Dal punto di vista dell’esaltazione interiore, si può dire che Cioran inizia dove Nietzsche finisce: in un’euforia eccessiva, senza pause, che trova compiacimento nella distruzione delirante. Tuttavia, se da un lato Nietzsche sfocia nella follia, la demiurgia verbale cioraniana si raffredda, trovando la misura a contatto con lo scetticismo prima, e con il vuoto buddista poi, per assestarsi infine in una tonalità in minore.
Quanto ai contenuti, Cioran non coltiva mai l’illusione di un’umanità migliore, un ubermensch a venire. La condizione umana, per lui, è il frutto d’una caduta irrimediabile e senza sbocchi. A tal proposito, occorrerebbe parlare piuttosto di un untermensch, la cui saggezza si riduce a bricoler dans l’incurable…
Attualmente a che punto è la ricezione dell’opera di Cioran in Italia?
Il pubblico italiano ha conosciuto tardivamente Cioran, agli inizi degli anni ’80, per iniziativa del prof. Mario Andrea Rigoni, amico e traduttore di Cioran, e dell’editore Adelphi, che ne pubblicò l’opera. Nel corso d’un decennio furono dati alle stampe i più importanti testi, sia francesi che romeni. Dopo la traduzione dei Cahiers, tuttavia, le pubblicazioni si fanno sempre più sporadiche e senza un ordine preciso.
Quanto alla ricezione del pubblico, inizialmente Cioran ha avuto un impatto notevole sul milieu culturale italiano, conquistandosi l’ammirazione di una nutrita schiera di intellettuali e scrittori: da Citati a Ceronetti, da Calvino a Carmelo Bene, solo per citarne alcuni tra coloro che lo hanno accolto e riconosciuto come un grande maestro di pensiero e di stile. Il mondo accademico tuttavia, soprattutto in ambito filosofico, lo ha rigettato come un corpo estraneo. D’altronde questo non sarebbe certo dispiaciuto a Cioran… Da sottolineare invece la presenza di un nutrito gruppo di fedeli lettori, difficilmente classificabile, socialmente trasversale ed in gran parte sommerso, che aspetta avidamente ogni nuovo scritto del pensatore romeno. A questo riguardo, sono coinvolto in un progetto editoriale per la pubblicazione degli inediti di Cioran in Italia.
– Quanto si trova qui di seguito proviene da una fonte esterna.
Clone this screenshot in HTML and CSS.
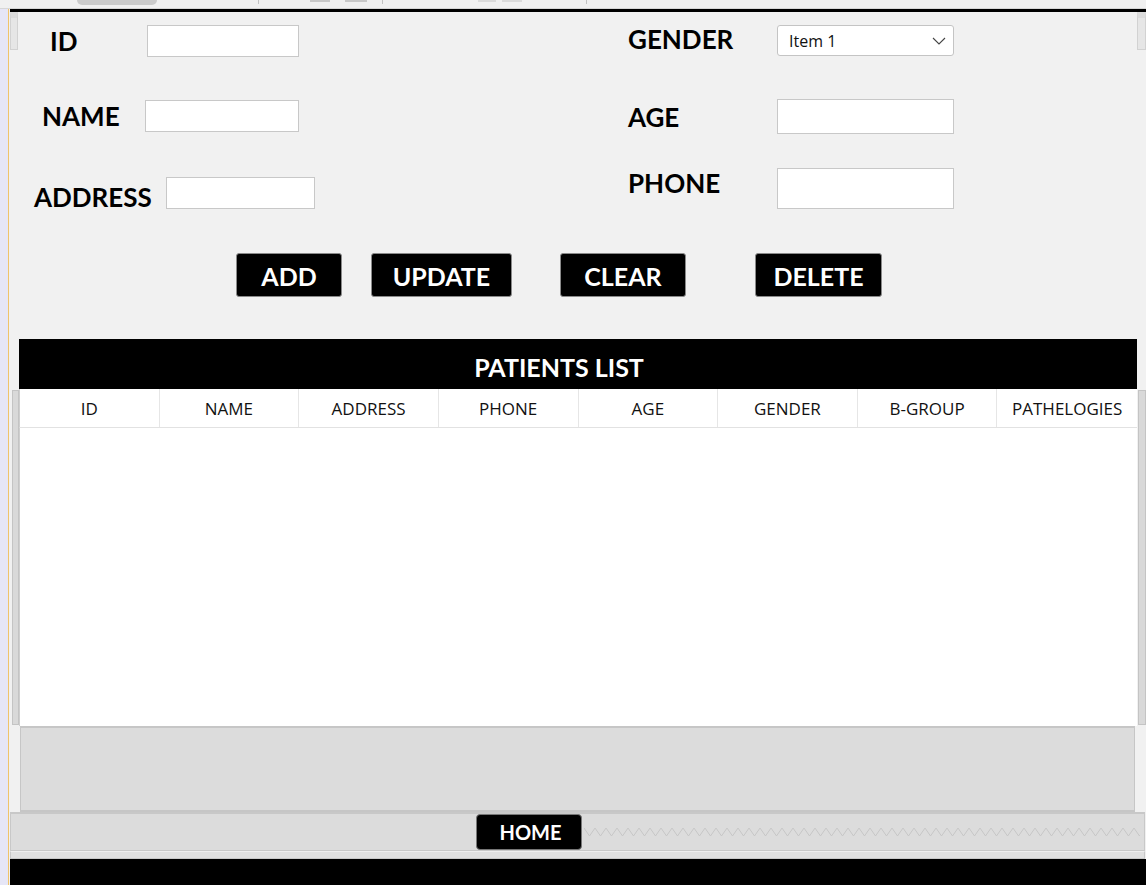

A livello universitario, da qualche tempo, emergono studi e ricerche, concernenti la giovane generazione degli intellettuali romeni degli anni ‘30, e il loro coinvolgimento politico. In un Paese come l’Italia in cui, anacronisticamente, la contrapposizione tra destra e sinistra è ancora molto sentita, si tende ancora a classificare gli scrittori secondo una certa coloritura politica che, nel caso di Cioran, appare francamente ridicola, considerati gli sviluppi successivi della sua opera. Per certi versi, e concludo, Cioran può essere considerato un vero e proprio antidoto contro il virus del fanatismo ideologico e religioso.